> Required work
Extract the lines that carry the string "index" from the listing.

> Data extract

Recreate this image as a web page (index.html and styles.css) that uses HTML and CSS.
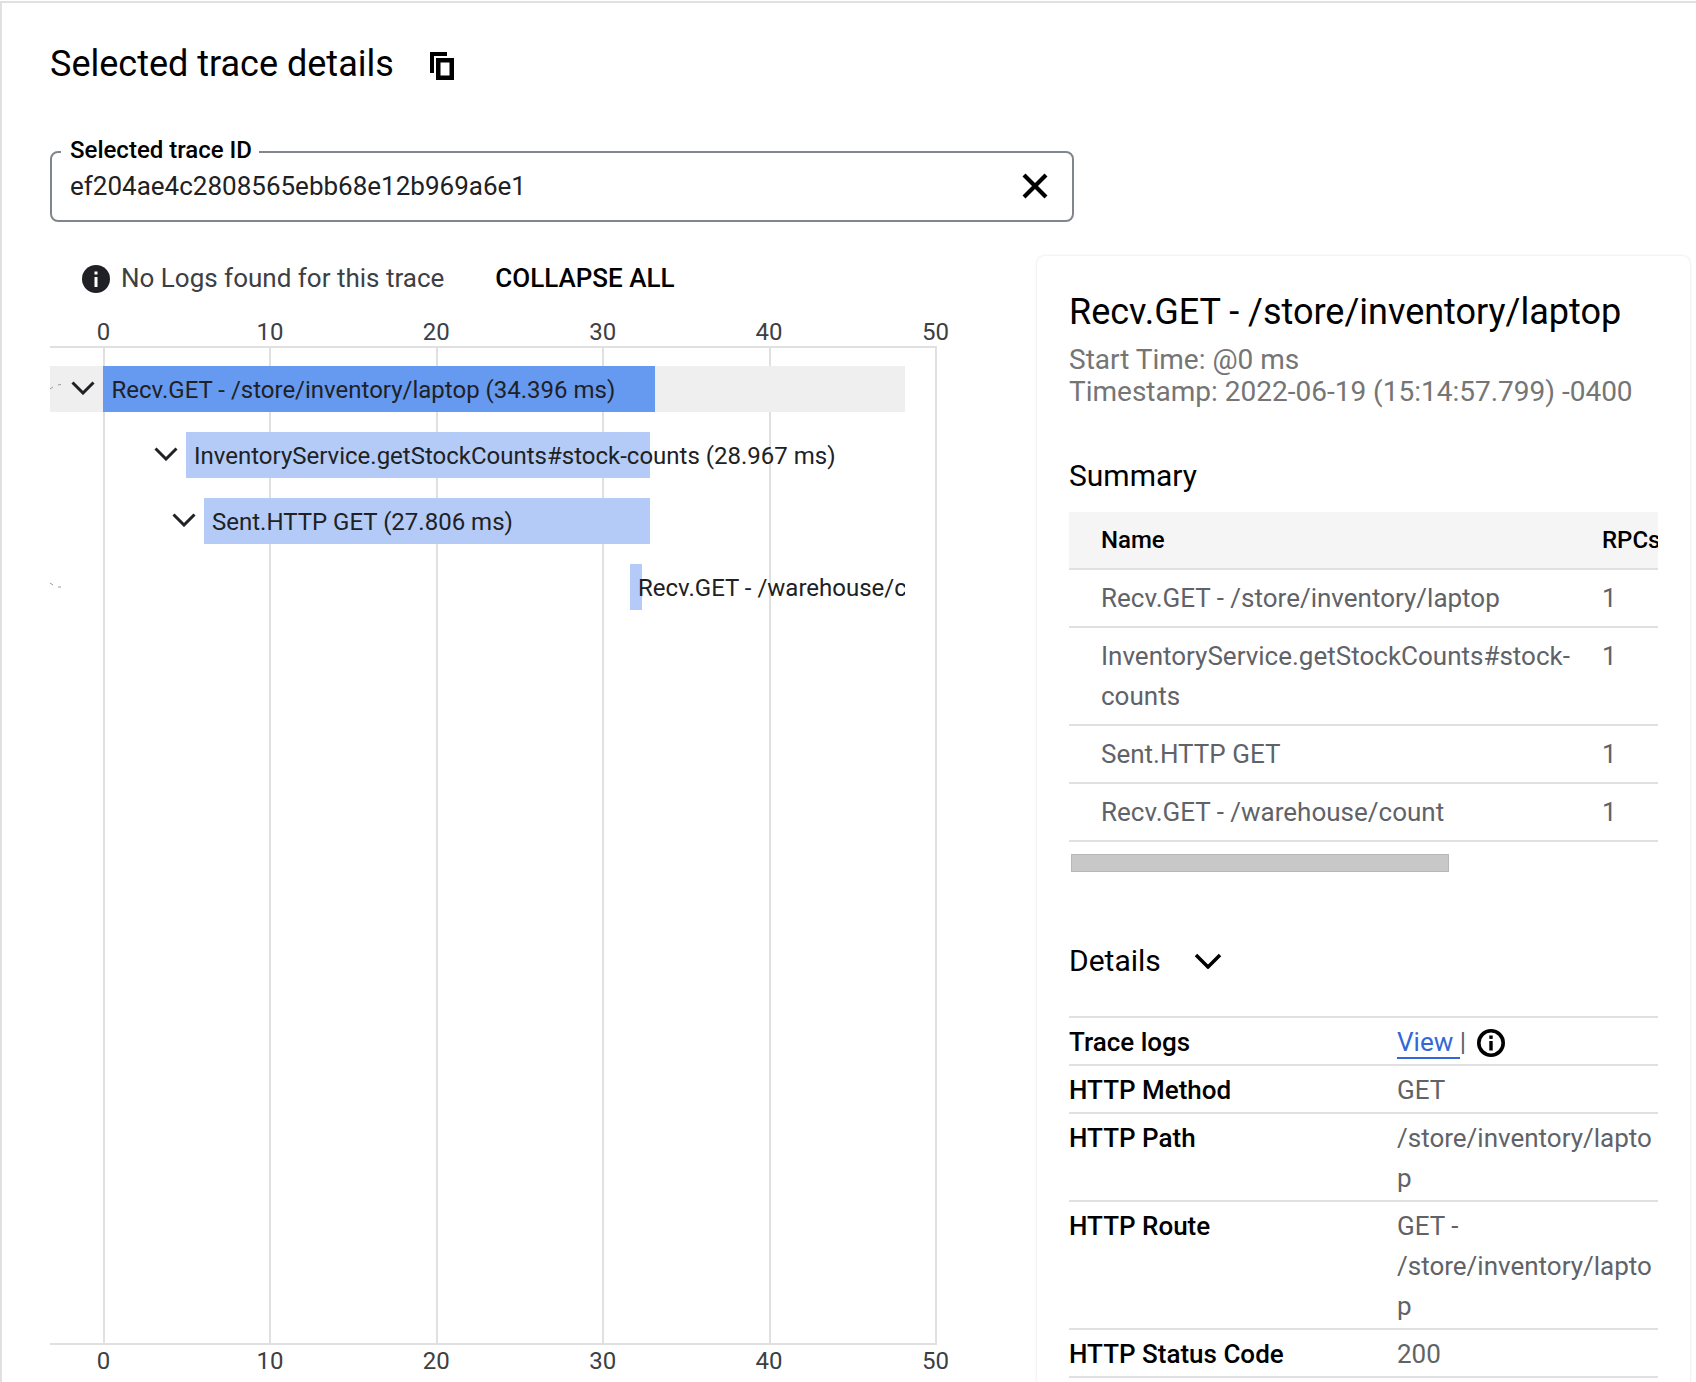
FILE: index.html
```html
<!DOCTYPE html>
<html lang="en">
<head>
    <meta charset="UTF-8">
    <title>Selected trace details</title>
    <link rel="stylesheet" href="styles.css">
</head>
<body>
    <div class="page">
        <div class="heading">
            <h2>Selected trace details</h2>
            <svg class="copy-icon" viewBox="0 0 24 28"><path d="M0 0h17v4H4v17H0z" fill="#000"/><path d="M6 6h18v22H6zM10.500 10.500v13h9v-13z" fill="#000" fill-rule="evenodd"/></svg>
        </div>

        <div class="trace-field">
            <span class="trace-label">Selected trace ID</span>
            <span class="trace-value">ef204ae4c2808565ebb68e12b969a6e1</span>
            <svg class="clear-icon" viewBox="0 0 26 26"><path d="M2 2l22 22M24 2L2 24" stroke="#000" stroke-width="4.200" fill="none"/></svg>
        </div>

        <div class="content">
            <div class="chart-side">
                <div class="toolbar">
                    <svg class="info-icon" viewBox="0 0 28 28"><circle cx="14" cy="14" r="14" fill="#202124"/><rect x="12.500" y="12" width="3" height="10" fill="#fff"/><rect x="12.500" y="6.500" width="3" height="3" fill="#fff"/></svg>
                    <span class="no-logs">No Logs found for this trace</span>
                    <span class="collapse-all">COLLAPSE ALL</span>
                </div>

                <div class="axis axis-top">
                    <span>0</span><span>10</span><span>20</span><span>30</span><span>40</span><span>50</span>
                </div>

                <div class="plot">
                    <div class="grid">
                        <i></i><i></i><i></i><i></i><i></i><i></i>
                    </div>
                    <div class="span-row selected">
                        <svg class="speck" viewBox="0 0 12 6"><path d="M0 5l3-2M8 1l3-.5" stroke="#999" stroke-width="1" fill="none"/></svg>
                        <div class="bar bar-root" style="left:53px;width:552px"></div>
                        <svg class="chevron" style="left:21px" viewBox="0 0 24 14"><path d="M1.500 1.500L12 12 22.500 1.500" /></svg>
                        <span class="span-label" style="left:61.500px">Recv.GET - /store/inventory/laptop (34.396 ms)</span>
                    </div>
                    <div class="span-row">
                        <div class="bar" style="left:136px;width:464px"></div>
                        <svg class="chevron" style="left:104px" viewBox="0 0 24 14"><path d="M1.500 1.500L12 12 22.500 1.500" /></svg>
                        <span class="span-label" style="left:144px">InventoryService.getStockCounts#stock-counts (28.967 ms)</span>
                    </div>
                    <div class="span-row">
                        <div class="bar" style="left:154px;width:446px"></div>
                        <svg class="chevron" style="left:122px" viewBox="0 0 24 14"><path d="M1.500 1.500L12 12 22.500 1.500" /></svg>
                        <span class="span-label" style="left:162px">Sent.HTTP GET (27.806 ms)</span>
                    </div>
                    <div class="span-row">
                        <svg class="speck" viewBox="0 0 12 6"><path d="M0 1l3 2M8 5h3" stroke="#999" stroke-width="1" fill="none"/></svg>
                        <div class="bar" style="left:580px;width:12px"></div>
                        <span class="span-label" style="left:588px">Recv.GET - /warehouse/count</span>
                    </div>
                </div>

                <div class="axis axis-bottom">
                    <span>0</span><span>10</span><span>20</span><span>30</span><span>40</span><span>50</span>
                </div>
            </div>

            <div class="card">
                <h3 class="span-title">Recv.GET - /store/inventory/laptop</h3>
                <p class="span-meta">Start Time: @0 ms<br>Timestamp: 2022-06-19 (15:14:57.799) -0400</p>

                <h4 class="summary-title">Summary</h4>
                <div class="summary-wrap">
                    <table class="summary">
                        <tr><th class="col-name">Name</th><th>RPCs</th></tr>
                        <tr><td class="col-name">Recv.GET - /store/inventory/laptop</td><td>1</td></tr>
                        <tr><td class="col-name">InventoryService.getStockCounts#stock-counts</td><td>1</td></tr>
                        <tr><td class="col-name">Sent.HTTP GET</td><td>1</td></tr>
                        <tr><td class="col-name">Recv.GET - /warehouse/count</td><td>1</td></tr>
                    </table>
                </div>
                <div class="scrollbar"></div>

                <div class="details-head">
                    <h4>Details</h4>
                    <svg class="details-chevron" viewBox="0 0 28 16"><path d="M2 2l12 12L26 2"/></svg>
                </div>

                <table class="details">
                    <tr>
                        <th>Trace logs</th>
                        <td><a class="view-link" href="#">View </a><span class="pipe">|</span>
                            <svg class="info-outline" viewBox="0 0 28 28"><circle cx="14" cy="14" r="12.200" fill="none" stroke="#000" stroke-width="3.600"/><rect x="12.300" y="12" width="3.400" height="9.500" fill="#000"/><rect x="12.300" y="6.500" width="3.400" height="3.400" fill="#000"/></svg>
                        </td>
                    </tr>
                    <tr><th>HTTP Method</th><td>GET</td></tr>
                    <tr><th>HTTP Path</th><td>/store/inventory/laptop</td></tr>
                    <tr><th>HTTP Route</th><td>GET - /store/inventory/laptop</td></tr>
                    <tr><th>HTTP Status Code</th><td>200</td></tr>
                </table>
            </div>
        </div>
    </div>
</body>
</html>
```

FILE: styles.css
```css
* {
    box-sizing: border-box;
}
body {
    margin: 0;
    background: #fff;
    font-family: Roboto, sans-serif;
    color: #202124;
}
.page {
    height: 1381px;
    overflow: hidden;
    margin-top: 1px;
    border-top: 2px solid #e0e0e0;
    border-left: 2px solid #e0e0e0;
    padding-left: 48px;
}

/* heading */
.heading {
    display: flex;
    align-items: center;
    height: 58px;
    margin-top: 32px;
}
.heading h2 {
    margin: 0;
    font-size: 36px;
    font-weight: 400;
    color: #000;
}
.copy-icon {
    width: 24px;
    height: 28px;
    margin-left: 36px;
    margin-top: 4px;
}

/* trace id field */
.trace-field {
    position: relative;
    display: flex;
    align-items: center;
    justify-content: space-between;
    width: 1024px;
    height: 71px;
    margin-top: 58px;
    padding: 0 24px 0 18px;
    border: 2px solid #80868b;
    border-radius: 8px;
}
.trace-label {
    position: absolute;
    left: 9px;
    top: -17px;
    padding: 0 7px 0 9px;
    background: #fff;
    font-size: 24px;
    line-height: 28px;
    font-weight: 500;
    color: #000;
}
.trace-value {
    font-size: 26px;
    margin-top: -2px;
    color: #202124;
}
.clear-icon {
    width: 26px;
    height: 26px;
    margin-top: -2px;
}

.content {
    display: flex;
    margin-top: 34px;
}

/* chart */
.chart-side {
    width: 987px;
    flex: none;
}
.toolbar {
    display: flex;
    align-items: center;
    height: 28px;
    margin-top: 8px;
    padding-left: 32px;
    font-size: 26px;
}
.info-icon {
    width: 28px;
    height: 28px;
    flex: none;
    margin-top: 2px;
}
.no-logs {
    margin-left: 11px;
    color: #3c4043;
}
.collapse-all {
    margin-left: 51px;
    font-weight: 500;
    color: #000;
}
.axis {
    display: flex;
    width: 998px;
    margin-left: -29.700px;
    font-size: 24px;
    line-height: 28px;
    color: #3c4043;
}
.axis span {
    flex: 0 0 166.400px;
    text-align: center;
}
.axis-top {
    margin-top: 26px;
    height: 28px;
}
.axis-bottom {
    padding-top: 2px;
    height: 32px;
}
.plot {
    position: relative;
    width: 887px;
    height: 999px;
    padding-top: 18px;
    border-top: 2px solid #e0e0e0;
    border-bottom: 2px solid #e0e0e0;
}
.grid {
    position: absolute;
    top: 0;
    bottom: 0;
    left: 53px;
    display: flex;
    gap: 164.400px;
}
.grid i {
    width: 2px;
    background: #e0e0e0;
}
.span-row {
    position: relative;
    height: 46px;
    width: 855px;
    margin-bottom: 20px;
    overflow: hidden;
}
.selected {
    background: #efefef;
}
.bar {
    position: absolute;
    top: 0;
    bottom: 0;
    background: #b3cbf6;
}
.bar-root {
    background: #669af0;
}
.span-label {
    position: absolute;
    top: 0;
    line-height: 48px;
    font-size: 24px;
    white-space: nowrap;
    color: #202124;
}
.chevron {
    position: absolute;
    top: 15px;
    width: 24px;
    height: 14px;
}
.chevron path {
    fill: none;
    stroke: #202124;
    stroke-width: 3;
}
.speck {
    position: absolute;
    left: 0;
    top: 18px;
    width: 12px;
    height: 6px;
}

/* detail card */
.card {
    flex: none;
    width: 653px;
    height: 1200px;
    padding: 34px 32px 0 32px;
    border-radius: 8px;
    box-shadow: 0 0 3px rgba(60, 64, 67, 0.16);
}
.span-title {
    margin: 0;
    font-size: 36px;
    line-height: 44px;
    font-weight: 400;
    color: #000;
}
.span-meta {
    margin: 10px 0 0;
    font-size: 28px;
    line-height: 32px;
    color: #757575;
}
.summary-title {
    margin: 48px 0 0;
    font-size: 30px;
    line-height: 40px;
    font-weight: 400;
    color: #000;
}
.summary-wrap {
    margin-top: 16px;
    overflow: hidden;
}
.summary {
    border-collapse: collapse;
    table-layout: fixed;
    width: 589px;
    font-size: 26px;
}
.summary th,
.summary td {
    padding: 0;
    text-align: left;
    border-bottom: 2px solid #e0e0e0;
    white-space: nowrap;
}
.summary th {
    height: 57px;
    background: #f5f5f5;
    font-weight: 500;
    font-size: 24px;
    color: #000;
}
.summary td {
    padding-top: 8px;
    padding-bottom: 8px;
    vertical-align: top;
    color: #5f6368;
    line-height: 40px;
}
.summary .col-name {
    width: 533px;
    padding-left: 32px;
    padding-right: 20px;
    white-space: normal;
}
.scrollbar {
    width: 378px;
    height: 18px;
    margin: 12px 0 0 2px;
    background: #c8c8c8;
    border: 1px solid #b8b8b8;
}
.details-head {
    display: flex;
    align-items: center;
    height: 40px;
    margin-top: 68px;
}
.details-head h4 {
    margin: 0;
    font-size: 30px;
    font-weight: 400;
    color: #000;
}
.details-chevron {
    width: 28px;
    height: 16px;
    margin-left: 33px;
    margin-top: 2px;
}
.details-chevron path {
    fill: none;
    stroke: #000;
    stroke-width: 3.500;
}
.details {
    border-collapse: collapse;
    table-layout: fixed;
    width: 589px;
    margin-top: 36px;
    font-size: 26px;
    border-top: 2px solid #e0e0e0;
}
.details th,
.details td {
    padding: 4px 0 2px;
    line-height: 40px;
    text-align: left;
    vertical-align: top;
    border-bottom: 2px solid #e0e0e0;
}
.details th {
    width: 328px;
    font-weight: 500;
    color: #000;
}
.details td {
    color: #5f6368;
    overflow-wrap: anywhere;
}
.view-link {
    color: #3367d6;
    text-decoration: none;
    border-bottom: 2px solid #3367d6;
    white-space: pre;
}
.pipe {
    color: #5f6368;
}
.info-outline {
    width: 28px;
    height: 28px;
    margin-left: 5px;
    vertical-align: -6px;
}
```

> Solution for this problem
Recreate this image as a web page (index.html and styles.css) that uses HTML and CSS.
FILE: index.html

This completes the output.